Plant out hardy herbs and annuals in containers of all sorts. Use mixtures rather than mono-plantings for greater effect.  Lightweight soil-less mixes are best for this work and be sure to water daily in hot, windy weather, while fertilizing every other week.  Find time to explain all of this to the neighbours.

 

Daphne and her Laurel

In Greek myth, Daphne was a lovely young nymph who passed her days frolicking innocently in the woods.  To her misfortune the Greek god Apollo one day discovered her.  Being both Greek and a deity, he immediately fell head over heels in love with poor Daphne, who fled terrified from his amorous advances.
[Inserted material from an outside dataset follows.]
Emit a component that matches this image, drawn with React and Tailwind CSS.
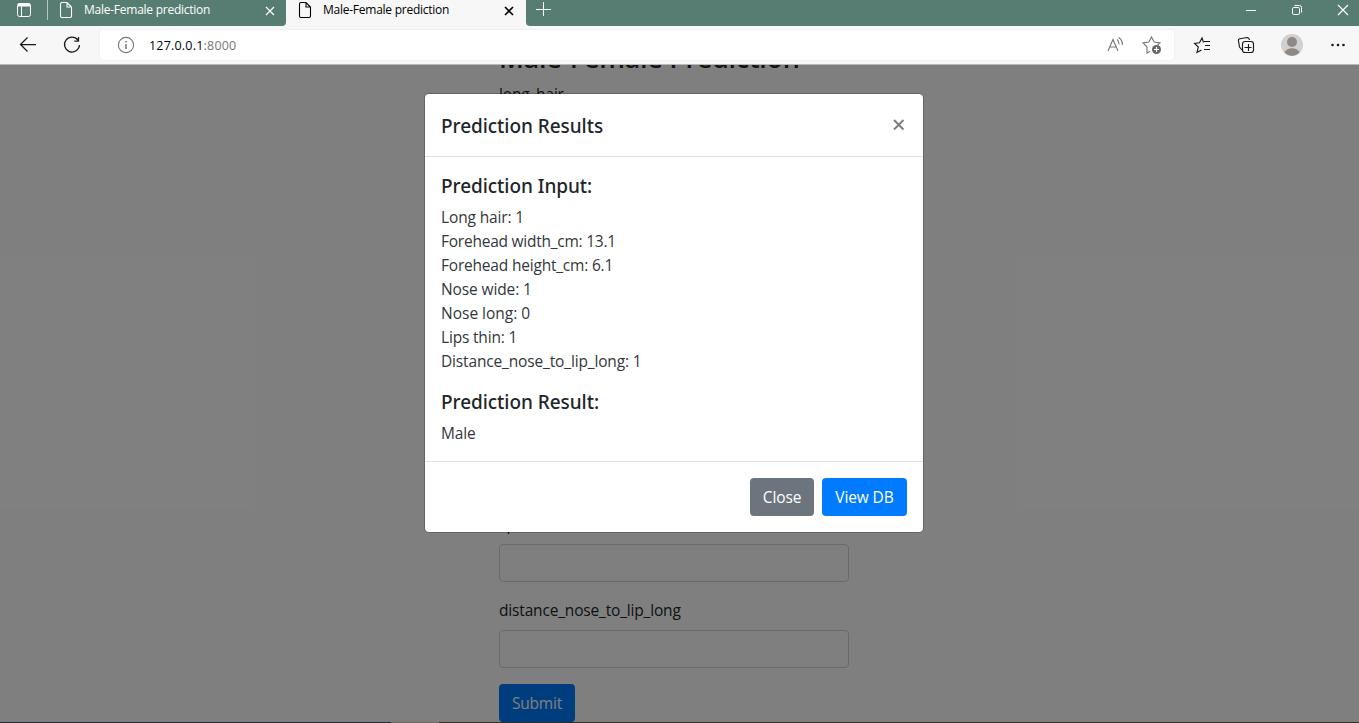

This inflamed Apollo’s lusts still further.  Finally the poor nymph was reduced to praying to the other gods on Olympus for assistance.  So great was his passion, however, that they could not stop Apollo but could only turn Daphne into a laurel bush.  A dismayed Apollo was always to regard the laurel as sacred, Daphne being the Greek word for that herb we call Bay (and which the botanists call Laurus nobilis).

Unfortunately this verbal clash raises further problems; but not, we hasten to add, amorous ones.  Notwithstanding poor Hellenic claims, gardeners now call a small, sweetly scented shrub by the aforementioned name.  D. mezereum is more frequently mentioned in gardening books as it flowers extremely early in spring, often by the end of March.  As far back as 1827, the Toronto Nursery catalogue offered it as “Mezerion”.  Diplomatically the catalogue compiler and business owner William Custead declined to mention that the bark was used in the 18th-century for the treatment of syphilis.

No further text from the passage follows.